Further, not having a political deal in place as the clock winds down worries observers. Afghanistan is mired a protracted political fight over who will be its next president — a fight being mediated personally by Secretary of State John Kerry who is in Kabul yet again.
“Somehow or another you have to have a plan…for how you’re going to bring about negotiated settlement before the Congress defunds the war, the Afghan military collapses and we simply lose,” Biddle said. “And I think the administration has done a poor job of putting together a strategy for bringing about that settlement.”
Singh, who was front and center in the Af-Pak effort, frets about the future of Afghanistan.
“I feel good on one hand. And I feel very worried on the other hand,” he said.

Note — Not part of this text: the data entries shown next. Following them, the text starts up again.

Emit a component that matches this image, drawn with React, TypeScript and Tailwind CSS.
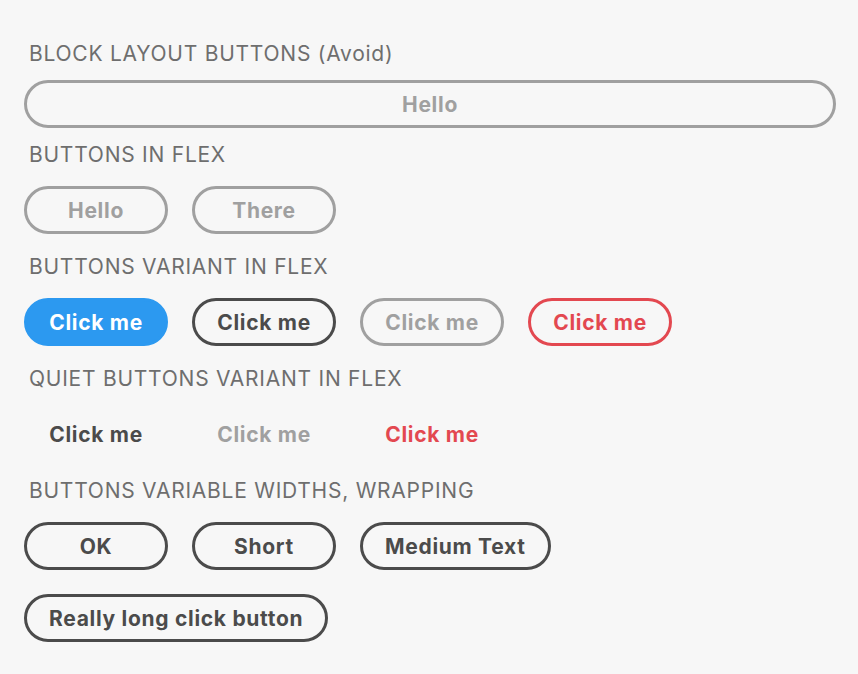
import React from "react";

const font = { fontFamily: "Inter, 'Noto Sans', sans-serif" };

function Label({ children, className = "" }: { children: React.ReactNode; className?: string }) {
  return (
    <div className={`pl-[5px] text-[21px] leading-[24px] tracking-[0.75px] font-normal text-[#6e6e6e] ${className}`}>{children}</div>
  );
}

const base =
  "h-[48px] min-w-[144px] px-[22px] pt-[2px] rounded-full text-[21px] leading-[24px] tracking-[0.7px] font-bold flex items-center justify-center whitespace-nowrap";

function Btn({ variant, children, className = "" }: { variant: string; children: React.ReactNode; className?: string }) {
  let v = "";
  if (variant === "cta") v = "bg-[#2c99f0] text-white border-[3px] border-[#2c99f0]";
  else if (variant === "dark") v = "border-[3px] border-[#4b4b4b] text-[#4b4b4b]";
  else if (variant === "gray") v = "border-[3px] border-[#a0a0a0] text-[#a0a0a0]";
  else if (variant === "red") v = "border-[3px] border-[#e34850] text-[#e34850]";
  else if (variant === "qdark") v = "border-[3px] border-transparent text-[#4b4b4b]";
  else if (variant === "qgray") v = "border-[3px] border-transparent text-[#a0a0a0]";
  else if (variant === "qred") v = "border-[3px] border-transparent text-[#e34850]";
  return <button className={`${base} ${v} ${className}`}>{children}</button>;
}

export default function App() {
  return (
    <div className="min-h-[674px] w-[858px] bg-[#f7f7f7] pl-6 pr-[22px] pt-[42px]" style={font}>
      <Label>BLOCK LAYOUT BUTTONS (Avoid)</Label>
      <Btn variant="gray" className="mt-[14px] w-full">Hello</Btn>

      <Label className="mt-[15px]">BUTTONS IN FLEX</Label>
      <div className="mt-[19px] flex gap-6">
        <Btn variant="gray">Hello</Btn>
        <Btn variant="gray">There</Btn>
      </div>

      <Label className="mt-[21px]">BUTTONS VARIANT IN FLEX</Label>
      <div className="mt-[19px] flex gap-6">
        <Btn variant="cta">Click me</Btn>
        <Btn variant="dark">Click me</Btn>
        <Btn variant="gray">Click me</Btn>
        <Btn variant="red">Click me</Btn>
      </div>

      <Label className="mt-[21px]">QUIET BUTTONS VARIANT IN FLEX</Label>
      <div className="mt-[19px] flex gap-6">
        <Btn variant="qdark">Click me</Btn>
        <Btn variant="qgray">Click me</Btn>
        <Btn variant="qred">Click me</Btn>
      </div>

      <Label className="mt-[21px]">BUTTONS VARIABLE WIDTHS, WRAPPING</Label>
      <div className="mt-[19px] flex flex-wrap gap-6 w-[560px]">
        <Btn variant="dark">OK</Btn>
        <Btn variant="dark">Short</Btn>
        <Btn variant="dark">Medium Text</Btn>
        <Btn variant="dark">Really long click button</Btn>
      </div>
    </div>
  );
}
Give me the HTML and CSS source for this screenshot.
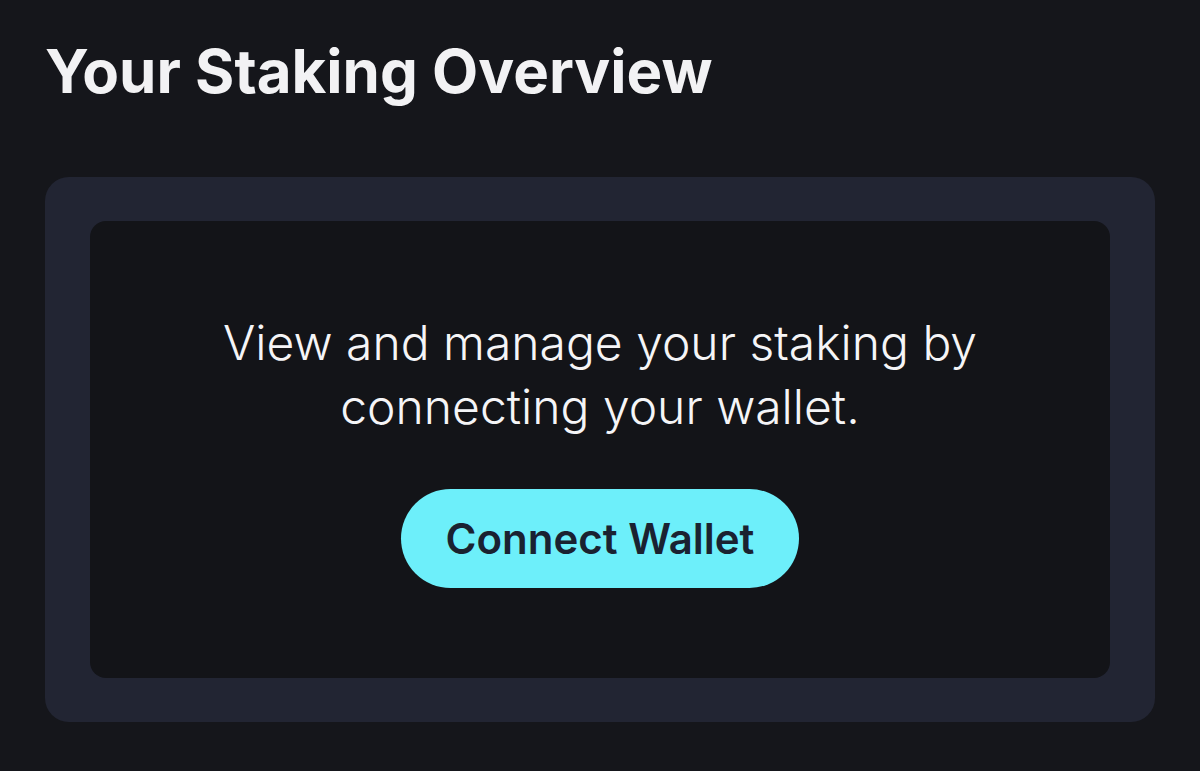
FILE: index.html
```html
<!DOCTYPE html>
<html lang="en">
<head>
<meta charset="utf-8">
<title>Your Staking Overview</title>
<link rel="stylesheet" href="styles.css">
</head>
<body>
<main class="page">
  <h1 class="title">Your Staking Overview</h1>
  <section class="card">
    <div class="card-inner">
      <p class="message">View and manage your staking by connecting your wallet.</p>
      <button class="connect-btn" type="button">Connect Wallet</button>
    </div>
  </section>
</main>
</body>
</html>
```
FILE: styles.css
```css
* { box-sizing: border-box; }
html, body { margin: 0; padding: 0; }
body {
  background: #15161b;
  font-family: "Inter", "Noto Sans", sans-serif;
  color: #f3f3f5;
  width: 1200px;
  height: 771px;
  overflow: hidden;
}
.page {
  padding: 35px 45px 0 45px;
}
.title {
  margin: 0 0 70px 0;
  font-size: 60px;
  line-height: 72px;
  font-weight: 700;
  color: #f2f2f4;
  letter-spacing: 0;
}
.card {
  width: 1110px;
  background: #222533;
  border-radius: 24px;
  padding: 44px 45px;
}
.card-inner {
  background: #131418;
  border-radius: 16px;
  height: 457px;
  padding-top: 90px;
  display: flex;
  flex-direction: column;
  align-items: center;
}
.message {
  margin: 0;
  max-width: 800px;
  text-align: center;
  font-size: 48px;
  line-height: 64px;
  font-weight: 300;
  color: #f5f5f7;
}
.connect-btn {
  margin-top: 50px;
  width: 398px;
  height: 99px;
  border: none;
  border-radius: 50px;
  background: #6deffa;
  color: #1a2231;
  font-family: "Inter", "Noto Sans", sans-serif;
  font-size: 42px;
  font-weight: 600;
  cursor: pointer;
  padding: 0;
}
```
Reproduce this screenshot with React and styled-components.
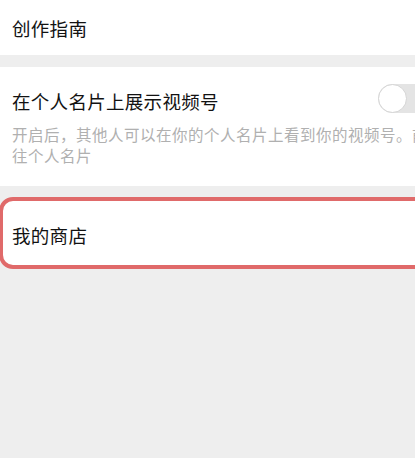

The recent Afghan presidential elections are cause for hope he said, pointing out that the first round went far better than expected. The second round has been compromised by allegations of fraud and a yet to be resolved dispute between the top two candidates.
“What we have achieved offers a lot of potential,” Singh said. “But it’s extremely fraught, and it’s very fragile.”
For his part, the president seems intent on staying the course.
“We’re finishing the job we started” more than 12 years ago, Obama said in May, when he announced his latest timetable for withdrawing American troops from Afghanistan.